Bangladesh's worst industrial tragedy death toll hits 501

Source:Xinhua Published: 2013-5-3 15:55:32

The death toll from last week's building collapse in Savar on the outskirts of Bangladesh's capital Dhaka climbed to 501 on Friday morning.

Ten days into the Bangladesh's worst industrial tragedy, hundreds of relatives, who are still running from one place to another in desperate search for their loved ones as on the first day, say scores of people were still unaccounted for when the rescuers also believed that there are many more bodies in the wreckage.

Officials had earlier said rescuers have pulled alive more than 2,437 people after eight-storey building Rana Plaza crumbled like a pack of cards on April 24 at about 8:30 am local time.

"The death toll from the building collapse has climbed to 501 including 24 bodies which were recovered on Friday morning," a police official told Xinhua Friday morning.

The official who preferred to be unnamed as he is not authorized to talk to media said at least 40 bodies were pulled out of the collapsed building until Friday morning since Thursday night.

He said rescuers continued their relentless efforts to pull out manually many more bodies which were spotted on Friday morning.

Of the bodies, he said 393 have so far been handed over to their relatives.

Rescuers already left the hope of finding any more survivor but they do believe that there might have many more bodies in the wreckage of the collapsed building when plenty of relatives are keenly awaiting at the site, saying they won't leave until they had received the bodies.

Many more bodies are being spotted as the rescuers with cranes and other heavy equipment have been removing huge concrete slabs and chunks of debris since April 28.

Bangladesh authorities refrained from deploying heavy machinery amid concern that tearing chunks from the building might jeopardize the safety of anyone clinging to life beneath the sandwiched floors of the building.

The authorities later expedited rescue operation with deployment of heavy machinery as the slow pace of rescue work in the first few days has created huge questions and wide spread rumors.
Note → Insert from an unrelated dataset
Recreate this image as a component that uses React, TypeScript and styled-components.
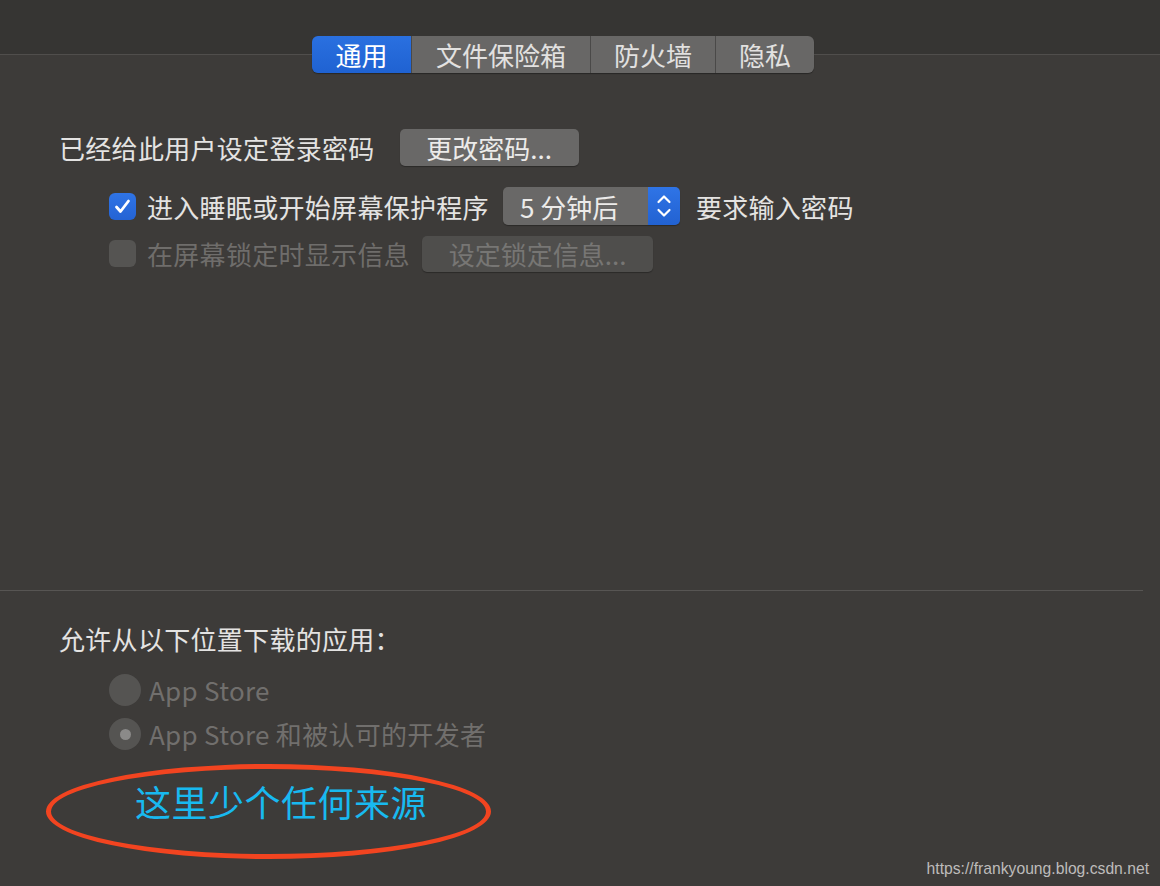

Major General Chowdhury Hasan Suhrawardy, general officer of command of Bangladesh Army's Ninth Infantry Division, has refuted an allegation that many bodies were secretly being taken away to lower the number of death toll.

"Don't pay heed to any rumor. We won't leave the site until we retrieve the last body," the rescue operation leader told reporters at a press briefing Thursday but could not tell when the rescue operation would end.

He blamed the vested interest groups for spreading rumors which were disrupting the rescue efforts.

How many people still remain missing is a big question which officials still cannot answer at all. All they can say is they do not have the exact number.

"The rescue operation would have been easier had we had a list of the people working on different floors," Brigadier General Ali Ahmed Khan, director general of Fire Service and Civil Defence, was quoted as saying in a report of The Daily Star Friday.

According to the report, Zillur Rahman, additional deputy commissioner of Dhaka, Thursday said the authorities had made the list of 149 missing people three days ago, but stopped updating it as relatives did not report to them after receiving the bodies of their loved ones.

Workers alleged that the owners of the five factories and the building, who are now behind the bars, forced them to join their respective workplaces on Wednesday morning.

Following the cracks which were detected just one day before the man-made disaster, the workers were evacuated and the garments authorities declared a leave for Tuesday.

But nobody has bothered about the cracks when officials of the factories forced the workers on the next morning to join workplaces in the building.

According to the sources, almost all the death victims are workers of the five factories -- Phantom Apparels, Phantom Tac, Ether Tex, New Wave Style and New Wave Bottoms -- which make clothing for many major global brands.

Six floors of the building housed the five garment factories which, according to the months-old data of the owners' association, employed nearly 3,122 workers, mostly of them women. Furthermore, there were also a bank's branch and hundreds of shops inside.

Bangladeshi Prime Minister Sheikh Hasina last week told the parliament that she has ordered to take stern action against those responsible for all these deaths.